Но зиму 33-го — 34-го я помню хорошо. Ибо тогда не просто рухнула воображаемая цель — надломилась реальная жизнь. Как хорошо заметил Багрицкий, «звезда споткнулась в беге».[132] Нужно было все менять.
И я занялся именно этим.
За несколько месяцев до исключения из комсомола и увольнения с работы произошло событие, которому я легкомысленно не придал никакого значения. Я закончил физхиммат.
Собственно, уже был восстановлен университет, объединивший возрожденные факультеты, ранее — в порядке революционного переустройства — названные отдельными вузами. Правда, дипломы нам выдали старого образца — их, похоже, заготовили на годы. В моем значилось, что я окончил Одесский физико-химико-математический институт.
Слово это — «окончил» — было не совсем точным. Я уже почти два года не ходил на занятия — только на экзамены, наскоро подзубривая курс. Я даже задумывался: не бросить ли это формальное студенчество, ведь я никогда не буду физиком, моя дорога определена — философия. К счастью, Фира была против — и диплом я получил. К себе моя жена была не так строга (я уже рассказывал о ее удостоверении).
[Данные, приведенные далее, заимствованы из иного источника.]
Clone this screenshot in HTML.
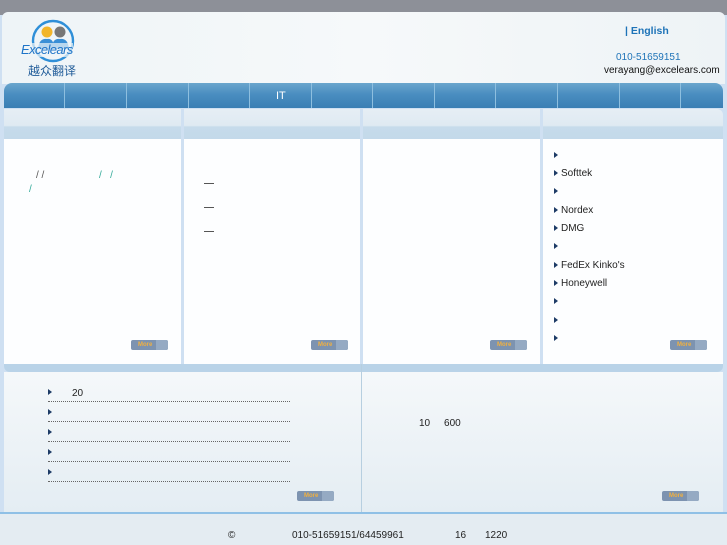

В полуэкстерновом этом состоянии были свои плюсы (свободное время), однако минусов обнаружилось еще больше. И главный состоял в том, что преподаватели не знали меня в лицо и недобро поглядывали на студента, неглижировавшего[133] их лекциями. Я это остро почувствовал, когда пошел сдавать курс теоретической физики профессору Михневичу. Он воззрился на меня как на привидение, вынырнувшее из старого шкафа. Впрочем, он уже слышал обо мне.
— Скажите, вы не тот студент, который пошел в диаматчики?
— Тот самый, профессор.
— Так чего же вы хотите? У вас уже есть специальность.
— Хочу закончить и физмат.
— Так, так. Вы физик или математик?
— Физик.
— Очень хорошо. Значит, теоретическая физика в объеме для физиков. Что вы можете сказать об общей теории относительности?
Михневич задал мне очень каверзный вопрос. И не потому, что он был труден. Специальную теорию относительности я начал изучать еще в трудшколе и знал назубок все ее главные уравнения. Гораздо хуже было с общей теорией относительности. Ее математический аппарат далеко превосходил тогдашнюю вузовскую программу теоретической физики. И хотя все ее основные положения, все выводы, все относящиеся к ней астрономические и физические факты я тоже знал наизусть, дело было вовсе не в моем знании.
Общая теория относительности вызвала страстную дискуссию в научной печати. Одни знаменитые физики были за нее, другие, не менее известные, против. Споры затрагивали уже не физические законы, а физическое мировоззрение. Сын знаменитого ботаника Климента Тимирязева,[134] профессор физики Аркадий Тимирязев,[135] начал настоящую войну против Эйнштейна. Ему запальчиво возражал украинский академик — философ Семковский. До момента, когда общую теорию относительности открыто назовут еврейско-космополитической химерой и все советские физики разбредутся по лагерям ее сторонников и противников, оставалось почти двадцать лет. Но и во времена моей молодости маститые, возрастные ученые не очень чтили Эйнштейна, несмотря на его всемирную славу, и охотно прислушивались к его критикам. Михневич был человеком средних лет — он принадлежал к старой школе.
Я начал отвечать. Через несколько минут он раздраженно прервал меня:
— То, что вы говорите, гипотезы, а не теория. Они не удостоверены никакими серьезными доказательствами.
— Они подтверждены инструментально.
— Произвольными толкованиями случайных наблюдений, только и всего. Ставлю вам неуд. Придете еще раз. И только после того, как разберетесь в сущности этой недоказанной теории!
Обиженный и расстроенный, я ответил дерзко:
— Придется прийти, если так получилось. Но я буду сдавать только тому, кто разбирается в общей теории относительности.
Прошло, наверное, с месяц. Как-то мы столкнулись с Михневичем около университета. Я хотел проскользнуть мимо — он меня задержал.
— Когда придете пересдавать теоретическую физику? Я постарался быть максимально вежливым.
— Боюсь, что уже не приду, профессор. Я не смог переменить своего мнения о теории относительности.
Он покачал головой и сердито буркнул:
— Напрасно, напрасно… В таком случае передам в учебную часть оценку экзамена по первому вашему посещению.
135
Тимирязев Аркадий Климентьевич (1880–1955) — советский физик. До конца жизни не признал ни теорию относительности, ни квантовую механику.